As the agony of Pakistan continues, it is unsurprising that many of its leaders, as well as representatives of its émigré community in the West, have lost the capacity to make distinctions, and have surrendered to confused and fantastical explanations for the ill-fortune that has befallen them. To believe that the most active enemies of radical Islam in America, such as Lieberman, are, at the same time, its enablers, recalls the mythology of Jewish arch-manipulation upon which Nazism was built--and which is as common in Pakistan as in other Muslim lands far from Israel and Palestine. It also provides Pakistan a convenient "out" from responsibility for its crisis. But the descent into "magical thinking" in politics by the Pakistani elite is also a powerful sign of psychological disintegration, the domination of panic, and loss of collective bearings by a whole country.
Pakistanis and other South Asians at home and abroad must recognize that Islamist terrorism among South Asian Muslims living in the West is a "domestic" reflection of religious extremism within South Asian communities, rather than a phenomenon produced either by Muslim-immigrant social discontent or wildly-unhinged plots at the summits of Western power. Blame for its proliferation cannot be shifted to the United States or other Western nations. To believe that the United States provides clandestine support to the Taliban while sacrificing lives and treasure to fight the same Taliban is no less outlandish than to suppose that the U.S. government planned and carried out the atrocities of September 11, 2001. But the latter legend permeated Muslim and non-Muslim communities around the world, and acceptance of it made possible the growth of equally-absurd "explanations" for the disaster threatening Pakistan.
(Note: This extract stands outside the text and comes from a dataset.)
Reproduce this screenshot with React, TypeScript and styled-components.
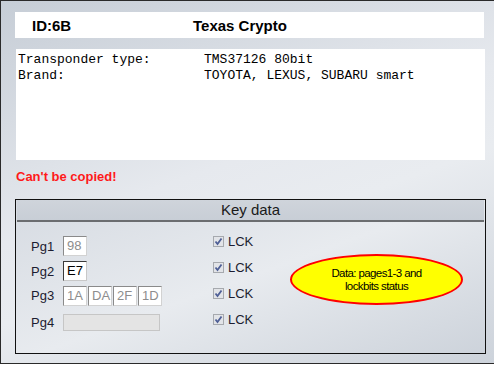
import styled, { createGlobalStyle } from 'styled-components';

const Global = createGlobalStyle`
  body {
    margin: 0;
    font-family: "Liberation Sans", Arial, sans-serif;
  }
`;

const Frame = styled.div`
  box-sizing: border-box;
  width: 494px;
  height: 364px;
  border: 1px solid #2a2a2a;
  border-right: none;
  background: linear-gradient(160deg, #c6cdd6 0%, #e6e9ee 45%, #e9ecf0 60%, #cdd3db 100%);
  padding: 11px 0 0 14px;
`;

const Header = styled.div`
  width: 469px;
  height: 26px;
  background: #fff;
  display: flex;
  align-items: center;
  padding-left: 17px;
  box-sizing: border-box;
  font-size: 15px;
  font-weight: bold;
  color: #000;
`;

const HeaderId = styled.span`
  width: 161px;
`;

const Info = styled.div`
  margin: 11px 0 0 1px;
  width: 469px;
  height: 111px;
  background: #fff;
  box-sizing: border-box;
  padding: 3px 0 0 2px;
  display: grid;
  grid-template-columns: 186px 1fr;
  grid-auto-rows: 16px;
  align-content: start;
  font-family: "Liberation Mono", "Courier New", monospace;
  font-size: 13px;
  color: #000;
`;

const Warning = styled.div`
  margin: 9px 0 0 1px;
  height: 16px;
  line-height: 16px;
  font-size: 13px;
  font-weight: bold;
  color: #ff1a1a;
`;

const KeyBox = styled.div`
  margin-top: 14px;
  width: 471px;
  height: 155px;
  box-sizing: border-box;
  border: 1px solid #111;
  background: linear-gradient(160deg, #d6dbe2 0%, #e8ebef 50%, #cdd3db 100%);
  display: flex;
  flex-direction: column;
`;

const KeyTitle = styled.div`
  height: 20px;
  line-height: 20px;
  text-align: center;
  font-size: 15px;
  color: #1a1a1a;
  background: linear-gradient(to bottom, #cfd4db, #c8ced6);
  border-bottom: 2px solid #6b6d70;
  margin: 0 1px;
`;

const KeyBody = styled.div`
  flex: 1;
  display: flex;
  align-items: flex-start;
  padding: 6px 22px 0 15px;
`;

const Rows = styled.div`
  margin-top: 5px;
  display: grid;
  grid-template-columns: 32px 150px;
  grid-template-rows: 26px 24px 25px 28px;
  align-items: center;
`;

const LockColumn = styled.div`
  display: grid;
  grid-auto-rows: 26px;
  align-items: center;
`;

const Label = styled.span`
  font-size: 13px;
  color: #1c1c30;
`;

const Inputs = styled.div`
  display: flex;
  gap: 1px;
`;

const Cell = styled.div<{ $w?: number; $dark?: boolean; $off?: boolean }>`
  box-sizing: border-box;
  width: ${p => p.$w ?? 24}px;
  height: ${p => (p.$off ? 17 : 20)}px;
  padding-left: 3px;
  line-height: 17px;
  font-size: 13px;
  color: ${p => (p.$dark ? '#000' : '#8d8d8d')};
  background: ${p => (p.$off ? '#e4e4e4' : '#fff')};
  border: 1px solid;
  border-color: ${p => (p.$dark ? '#3a3a3a #c8c8c8 #c8c8c8 #3a3a3a' : '#8a8a8a #d2d2d2 #d2d2d2 #8a8a8a')};
  ${p => p.$off && 'border-color: #c6c6c6;'}
`;

const Lock = styled.label`
  display: flex;
  align-items: center;
  gap: 4px;
  font-size: 13px;
  color: #1c1c30;
`;

const Bubble = styled.div`
  margin: 26px 0 0 auto;
  width: 173px;
  height: 51px;
  box-sizing: border-box;
  border: 2px solid #ff0000;
  border-radius: 50%;
  background: #ffff00;
  display: flex;
  align-items: center;
  justify-content: center;
  text-align: center;
  font-size: 11.5px;
  letter-spacing: -0.6px;
  line-height: 13px;
  color: #000;
`;

const Check = () => (
  <svg width="11" height="11" viewBox="0 0 11 11">
    <rect x="0.5" y="0.5" width="10" height="10" fill="#e2e4e8" stroke="#a6a9ae" />
    <path d="M2.5 5.5 L4.5 8 L8.5 2.5" fill="none" stroke="#4e5f96" strokeWidth="1.8" />
  </svg>
);

const LockBox = () => (
  <Lock>
    <Check />
    LCK
  </Lock>
);

export default function App() {
  return (
    <>
      <Global />
      <Frame>
        <Header>
          <HeaderId>ID:6B</HeaderId>
          <span>Texas Crypto</span>
        </Header>
        <Info>
          <span>Transponder type:</span>
          <span>TMS37126 80bit</span>
          <span>Brand:</span>
          <span>TOYOTA, LEXUS, SUBARU smart</span>
        </Info>
        <Warning>Can't be copied!</Warning>
        <KeyBox>
          <KeyTitle>Key data</KeyTitle>
          <KeyBody>
            <Rows>
              <Label>Pg1</Label>
              <Inputs>
                <Cell>98</Cell>
              </Inputs>
              <Label>Pg2</Label>
              <Inputs>
                <Cell $dark>E7</Cell>
              </Inputs>
              <Label>Pg3</Label>
              <Inputs>
                <Cell>1A</Cell>
                <Cell>DA</Cell>
                <Cell>2F</Cell>
                <Cell>1D</Cell>
              </Inputs>
              <Label>Pg4</Label>
              <Inputs>
                <Cell $w={97} $off />
              </Inputs>
            </Rows>
            <LockColumn>
              <LockBox />
              <LockBox />
              <LockBox />
              <LockBox />
            </LockColumn>
            <Bubble>
              Data: pages1-3 and
              <br />
              lockbits status
            </Bubble>
          </KeyBody>
        </KeyBox>
      </Frame>
    </>
  );
}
The West has yet to produce a consequential, global strategy for defeat of Wahhabism, radical Deobandism (the doctrine of the Taliban), and Pakistani jihadism, no less than for an effective curb on Iranian nuclear ambitions. But the main fault remains with the Saudi and Pakistani regimes, which have for too long spoken and acted deceptively, proclaiming their opposition to radicalism while failing to abate it. America remains the main target, not the aggressor, in the conflict with radical Islam.